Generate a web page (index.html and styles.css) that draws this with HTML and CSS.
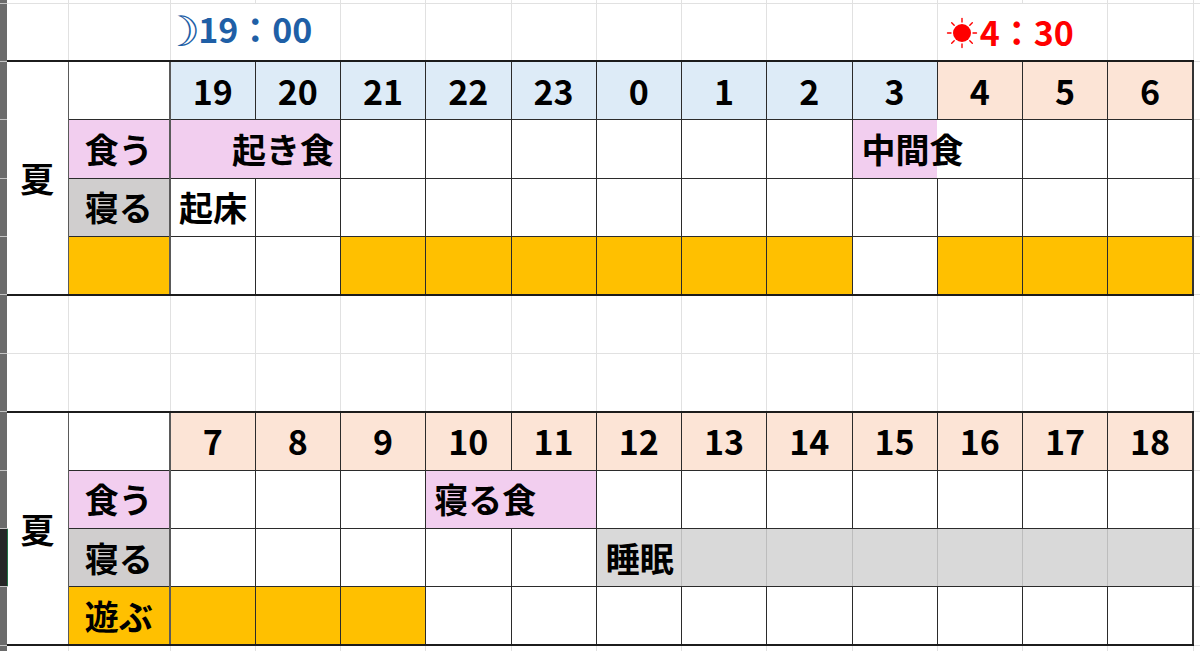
FILE: index.html
```html
<!DOCTYPE html>
<html lang="ja">
<head>
<meta charset="utf-8">
<title>夏 スケジュール</title>
<link rel="stylesheet" href="styles.css">
</head>
<body>
<table class="sheet">
<colgroup>
<col class="w-rh"><col class="w-a"><col class="w-b">
<col class="w-h"><col class="w-h"><col class="w-h"><col class="w-h"><col class="w-h"><col class="w-h">
<col class="w-h"><col class="w-h"><col class="w-h"><col class="w-h"><col class="w-h"><col class="w-h">
<col class="w-x">
</colgroup>
<tbody>
<tr class="top">
<td class="rh"></td><td class="g"></td><td class="g"></td>
<td class="g"></td><td class="g"></td><td class="g"></td><td class="g"></td><td class="g"></td><td class="g"></td>
<td class="g"></td><td class="g"></td><td class="g"></td><td class="g"></td><td class="g"></td><td class="g"></td>
<td class="g"></td>
</tr>
<tr class="r">
<td class="rh"></td><td class="g tb"></td><td class="g tb"></td>
<td class="g tb nr note moon"><span class="moon-g">☽</span>19：00</td>
<td class="g tb"></td><td class="g tb"></td><td class="g tb"></td><td class="g tb"></td><td class="g tb"></td><td class="g tb"></td><td class="g tb"></td><td class="g tb"></td>
<td class="g tb nr note sun"><svg class="sun-ic" width="32" height="32" viewBox="0 0 32 32"><circle cx="16" cy="16" r="9" fill="#ff0000"/><g stroke="#ff0000" stroke-width="1.4" stroke-linecap="round"><line x1="16" y1="1.5" x2="16" y2="5"/><line x1="16" y1="27" x2="16" y2="30.5"/><line x1="1.5" y1="16" x2="5" y2="16"/><line x1="27" y1="16" x2="30.5" y2="16"/><line x1="5.7" y1="5.7" x2="8.2" y2="8.2"/><line x1="23.8" y1="23.8" x2="26.3" y2="26.3"/><line x1="26.3" y1="5.7" x2="23.8" y2="8.2"/><line x1="8.2" y1="23.8" x2="5.7" y2="26.3"/></g></svg>4：30</td>
<td class="g tb"></td><td class="g tb"></td>
<td class="g"></td>
</tr>
<tr class="r">
<td class="rh"></td>
<td class="season" rowspan="4">夏</td>
<td class="c lbl"></td>
<td class="c blue">19</td><td class="c blue">20</td><td class="c blue">21</td><td class="c blue">22</td><td class="c blue">23</td><td class="c blue">0</td>
<td class="c blue">1</td><td class="c blue">2</td><td class="c blue">3</td><td class="c peach">4</td><td class="c peach">5</td><td class="c peach last">6</td>
<td class="g"></td>
</tr>
<tr class="r">
<td class="rh"></td>
<td class="c lbl pink">食う</td>
<td class="c pink ra" colspan="2">起き食</td>
<td class="c"></td><td class="c"></td><td class="c"></td><td class="c"></td><td class="c"></td><td class="c"></td>
<td class="c pink nr la-10">中間食</td>
<td class="c"></td><td class="c"></td><td class="c last"></td>
<td class="g"></td>
</tr>
<tr class="r">
<td class="rh"></td>
<td class="c lbl gray">寝る</td>
<td class="c la-8">起床</td>
<td class="c"></td><td class="c"></td><td class="c"></td><td class="c"></td><td class="c"></td>
<td class="c"></td><td class="c"></td><td class="c"></td><td class="c"></td><td class="c"></td><td class="c last"></td>
<td class="g"></td>
</tr>
<tr class="r">
<td class="rh"></td>
<td class="c lbl orange tb"></td>
<td class="c tb"></td><td class="c tb"></td>
<td class="c orange tb"></td><td class="c orange tb"></td><td class="c orange tb"></td><td class="c orange tb"></td><td class="c orange tb"></td><td class="c orange tb"></td>
<td class="c tb"></td>
<td class="c orange tb"></td><td class="c orange tb"></td><td class="c orange tb last"></td>
<td class="g"></td>
</tr>
<tr class="r">
<td class="rh"></td><td class="g"></td><td class="g"></td>
<td class="g"></td><td class="g"></td><td class="g"></td><td class="g"></td><td class="g"></td><td class="g"></td>
<td class="g"></td><td class="g"></td><td class="g"></td><td class="g"></td><td class="g"></td><td class="g"></td>
<td class="g"></td>
</tr>
<tr class="r">
<td class="rh"></td><td class="g tb"></td><td class="g tb"></td>
<td class="g tb"></td><td class="g tb"></td><td class="g tb"></td><td class="g tb"></td><td class="g tb"></td><td class="g tb"></td>
<td class="g tb"></td><td class="g tb"></td><td class="g tb"></td><td class="g tb"></td><td class="g tb"></td><td class="g tb"></td>
<td class="g"></td>
</tr>
<tr class="r">
<td class="rh"></td>
<td class="season" rowspan="4">夏</td>
<td class="c lbl"></td>
<td class="c peach">7</td><td class="c peach">8</td><td class="c peach">9</td><td class="c peach">10</td><td class="c peach">11</td><td class="c peach">12</td>
<td class="c peach">13</td><td class="c peach">14</td><td class="c peach">15</td><td class="c peach">16</td><td class="c peach">17</td><td class="c peach last">18</td>
<td class="g"></td>
</tr>
<tr class="r">
<td class="rh"></td>
<td class="c lbl pink">食う</td>
<td class="c"></td><td class="c"></td><td class="c"></td>
<td class="c pink la-8" colspan="2">寝る食</td>
<td class="c"></td><td class="c"></td><td class="c"></td><td class="c"></td><td class="c"></td><td class="c"></td>
<td class="c last"></td>
<td class="g"></td>
</tr>
<tr class="r">
<td class="rh sel"></td>
<td class="c lbl gray">寝る</td>
<td class="c"></td><td class="c"></td><td class="c"></td><td class="c"></td><td class="c"></td>
<td class="c sgray lr la-9">睡眠</td>
<td class="c sgray lr"></td><td class="c sgray lr"></td><td class="c sgray lr"></td><td class="c sgray lr"></td><td class="c sgray lr"></td>
<td class="c sgray last"></td>
<td class="g"></td>
</tr>
<tr class="r">
<td class="rh"></td>
<td class="c lbl orange tb">遊ぶ</td>
<td class="c orange tb"></td><td class="c orange tb"></td><td class="c orange tb"></td>
<td class="c tb"></td><td class="c tb"></td><td class="c tb"></td><td class="c tb"></td><td class="c tb"></td><td class="c tb"></td><td class="c tb"></td><td class="c tb"></td>
<td class="c tb last"></td>
<td class="g"></td>
</tr>
<tr class="end">
<td class="rh"></td><td class="g"></td><td class="g"></td>
<td class="g"></td><td class="g"></td><td class="g"></td><td class="g"></td><td class="g"></td><td class="g"></td>
<td class="g"></td><td class="g"></td><td class="g"></td><td class="g"></td><td class="g"></td><td class="g"></td>
<td class="g"></td>
</tr>
</tbody>
</table>
</body>
</html>
```
FILE: styles.css
```css
html, body {
  margin: 0;
  padding: 0;
  background: #ffffff;
  overflow: hidden;
}

.sheet {
  border-collapse: collapse;
  table-layout: fixed;
  width: 1200px;
  font-family: "Noto Sans CJK JP", "Noto Sans", sans-serif;
  font-weight: 700;
  font-size: 34px;
  color: #000000;
}

.w-rh { width: 7px; }
.w-a { width: 61px; }
.w-b { width: 102px; }
.w-h { width: 85.25px; }
.w-x { width: 7px; }

.sheet tr.top { height: 3px; }
.sheet tr.r { height: 58.4px; }
.sheet tr.end { height: 8px; }

.sheet td {
  padding: 0;
  border: none;
  border-right: 1px solid #e1e1e1;
  border-bottom: 1px solid #e1e1e1;
  text-align: center;
  vertical-align: middle;
  white-space: nowrap;
  overflow: visible;
  line-height: 1;
}

.sheet td.rh {
  background: #6b6b6b;
  border-right: none;
  border-bottom: 1px solid #c4c4c4;
}
.sheet td.rh.sel {
  background: #262626;
  border-right: 1px solid #217346;
}

.sheet td.c {
  border-right: 1px solid #2b2b2b;
  border-bottom: 1px solid #2b2b2b;
}
.sheet td.season {
  border-right: 1px solid #5a5a5a;
  border-bottom: 2px solid #1c1c1c;
  background: #ffffff;
}
.sheet td.lbl { border-right: 2px solid #5a5a5a; }
.sheet td.last { border-right: 2px solid #333333; }
.sheet td.tb { border-bottom: 2px solid #1c1c1c; }
.sheet td.nr { border-right: none; }
.sheet td.lr { border-right: 1px solid #bdbdbd; }

.blue { background: #ddebf7; }
.peach { background: #fce4d6; }
.pink { background: #f2ceef; }
.gray { background: #d0cece; }
.sgray { background: #d9d9d9; }
.orange { background: #ffc000; }

.sheet td.ra { text-align: right; padding-right: 6px; }
.sheet td.la-8 { text-align: left; padding-left: 8px; }
.sheet td.la-9 { text-align: left; padding-left: 9px; }
.sheet td.la-10 { text-align: left; padding-left: 9px; }

.sheet td.note { text-align: left; }
.sheet td.moon { color: #1f5fa6; padding-left: 0; }
.sheet td.sun { color: #ff0000; padding-left: 8px; }

.moon-g {
  font-family: "DejaVu Sans", sans-serif;
  font-weight: 400;
  font-size: 42px;
  vertical-align: -3px;
  margin-left: -8px;
  margin-right: -2px;
}
.sun-ic {
  vertical-align: -3px;
  margin-right: 2px;
}
```
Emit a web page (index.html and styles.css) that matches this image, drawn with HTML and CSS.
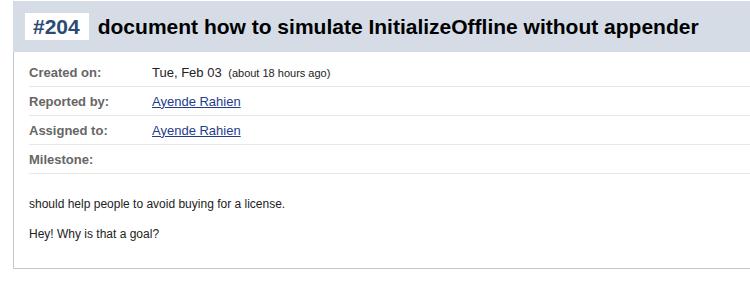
FILE: index.html
```html
<!DOCTYPE html>
<html lang="en">
<head>
    <meta charset="UTF-8">
    <title>#204 document how to simulate InitializeOffline without appender</title>
    <link rel="stylesheet" href="styles.css">
</head>
<body>
    <div class="ticket">
        <h1 class="ticket-title">
            <span class="ticket-num">#204</span>
            <span>document how to simulate InitializeOffline without appender</span>
        </h1>
        <div class="ticket-body">
            <table class="props">
                <tr>
                    <th>Created on:</th>
                    <td>Tue, Feb 03 <span class="ago">(about 18 hours ago)</span></td>
                </tr>
                <tr>
                    <th>Reported by:</th>
                    <td><a href="#">Ayende Rahien</a></td>
                </tr>
                <tr>
                    <th>Assigned to:</th>
                    <td><a href="#">Ayende Rahien</a></td>
                </tr>
                <tr>
                    <th>Milestone:</th>
                    <td></td>
                </tr>
            </table>
            <div class="description">
                <p>should help people to avoid buying for a license.</p>
                <p>Hey! Why is that a goal?</p>
            </div>
        </div>
    </div>
</body>
</html>
```

FILE: styles.css
```css
body { margin: 0; font-family: "Liberation Sans", Arial, sans-serif; color: #222; overflow-x: hidden; }
.ticket { margin: 1px 0 0 13px; }
.ticket-title { display: flex; align-items: center; gap: 9px; height: 51px; margin: 0; padding: 0 12px; background: #d5dce6; font-size: 21px; color: #000; }
.ticket-num { background: #fff; color: #2b4a76; padding: 2px 9px 2px 8px; line-height: 23px; }
.ticket-body { border-left: 1px solid #bfc7d3; border-bottom: 1px solid #bfc7d3; padding: 6px 0 26px 15px; }
.props { border-collapse: collapse; width: 100%; font-size: 13px; }
.props th, .props td { height: 28px; padding: 0; border-bottom: 1px solid #e8e8e8; text-align: left; vertical-align: middle; }
.props th { width: 123px; color: #666; }
.props a { color: #1f3d8c; }
.ago { font-size: 11px; margin-left: 3px; }
.description { padding-top: 22px; font-size: 12px; line-height: 16px; color: #222; }
.description p { margin: 0 0 14px; }
.description p:last-child { margin-bottom: 0; }
```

◆ ◆ ◆ ◆

Work required:
From the entries above, copy every line that holds the word "this".

Output of the exercise:
Generate a web page (index.html and styles.css) that draws this with HTML and CSS.
Emit a web page (index.html and styles.css) that matches this image, drawn with HTML and CSS.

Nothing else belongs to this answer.